Big data reduces the risks associated with PR campaigns by achieving better fact-based decision-making and improving customer experience. It allows in-depth insight into the sentiment around your brand – which ultimately allows for a tailored campaign. Deciding whether to launch a new product, how to launch a new product, or when to do so can all be made more informed by Big Data and deep data analysis.

Babel PR suggests that PR professionals should double up as data scientists to optimise the level of information available to them.

In the end-to-end process of decision making, Big data ensures that all decisions are well-informed. By combining big data with traditional methods of social listening, the PR campaign can be acutely customised to best fit the perceived value of the targeted audience. In other words, Big data can help create initiatives that are sustainably valuable.

Also Read: How big data is impacting the legal world

When a PR campaign successfully utilises big data in creating sustainable initiatives, the waste of resources is reduced, costs are cut and ROI improves. This is because the limited resources that are allocated to one campaign are utilised more efficiently, this produces better results. The successes of the campaign in terms of growth, sales, awareness and engagement can outweigh the monetary value of your initial investment- hence improving ROI.

Damage control = cost control

A PR crisis can cost your company its survival. Negative stories have a real consequence that can affect organisations ability to salvage its reputation and its worth. Essentially, the best way to survive a PR crisis is to avoid them altogether by taking proactive measures.

Big data opens the virtual door to what is essentially a PR toolbox. Step one of effective damage control is to assess the damage. Big data allows agencies to access and collect information from a wide scope of sources to catch any bad publicity that could spiral into trending news cycles.

The fact that over 30 per cent of company crises turn global in less than an hour is, in part, thanks to big data. They provide volumes of real-time information that allows PR companies to respond quickly and effectively.

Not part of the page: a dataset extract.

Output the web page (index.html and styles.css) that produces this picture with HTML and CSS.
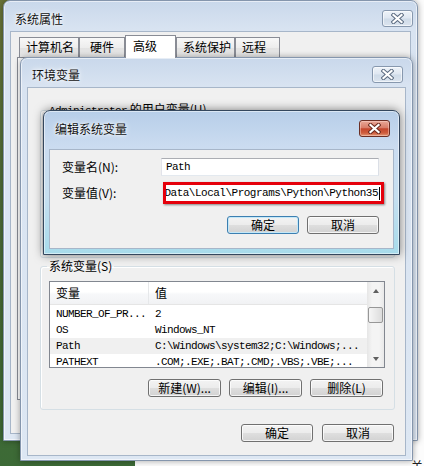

Accordingly, big data also allows PR companies to detect and pick up on positive sentiment, which they may be able to exploit at the right time to generate more positive coverage.

Through the use of big data and deep data analytics, a PR campaign should be able to proactively maintain and nurture a brands reputation to avoid long term costs of damage. These costs are associated with direct monetary loss, through revenue and investment; and additional expenditure on PR damage control.

Using big data to improve ROI

The best return on investment for PR campaigns are demonstrated through growth, media placements, media impressions and web traffic. Big data helps to achieve a substantial ROI for PR campaigns in these areas. Access to an analysis of data generated by a company’s key stakeholders can be used to modify PR strategy for the best ROI.

It is generally understood that a good investment produces a positive return over time. The notion of ROI is a well-understood measure of value- yet can be hard to quantify.

The value of a PR campaign can be measured in terms of increases in sales and leads. Big Data can reveal customer choices, trends, and opinions. This information, combined with the companies goals should be incorporated into the campaign to optimise the efficient allocation of resources, cut costs and improve ROI.

For example, upon launching a new product, Big data should highlight consumer preferences with regards to the movement of trends, styles and needs. It should also show which campaigns have had the most profound effect on sales. These could have been celebrity endorsements or campaigns with charitable and sustainable angles attached. Depending on the interest of the company at hand, these reports should be considered when planning a PR campaign, to ensure the best strategy.

Also Read: Is Small Data more insightful than Big Data?

Whilst it is clear that Big Data provides key insights into the thoughts and behavioural patterns of a companies target demographic, which in turn, helps to maximise campaign ROI; Big Data can also be used to measure your return on investment.

Media impressions and the public perception of a company can come to light through media coverage and customer purchasing behaviour; each of which can be detected through big data. Positive coverage and increased growth are each metrics of good ROI. The ability to see and measure the success of a campaign can be helpful for future PR efforts.

Further, using big data to analyse competitors PR efforts can help to shape your own. Measuring the success or failures of past campaigns can steer your own in a particular direction. This can help you avoid making similar mistakes and cut costs in the long run.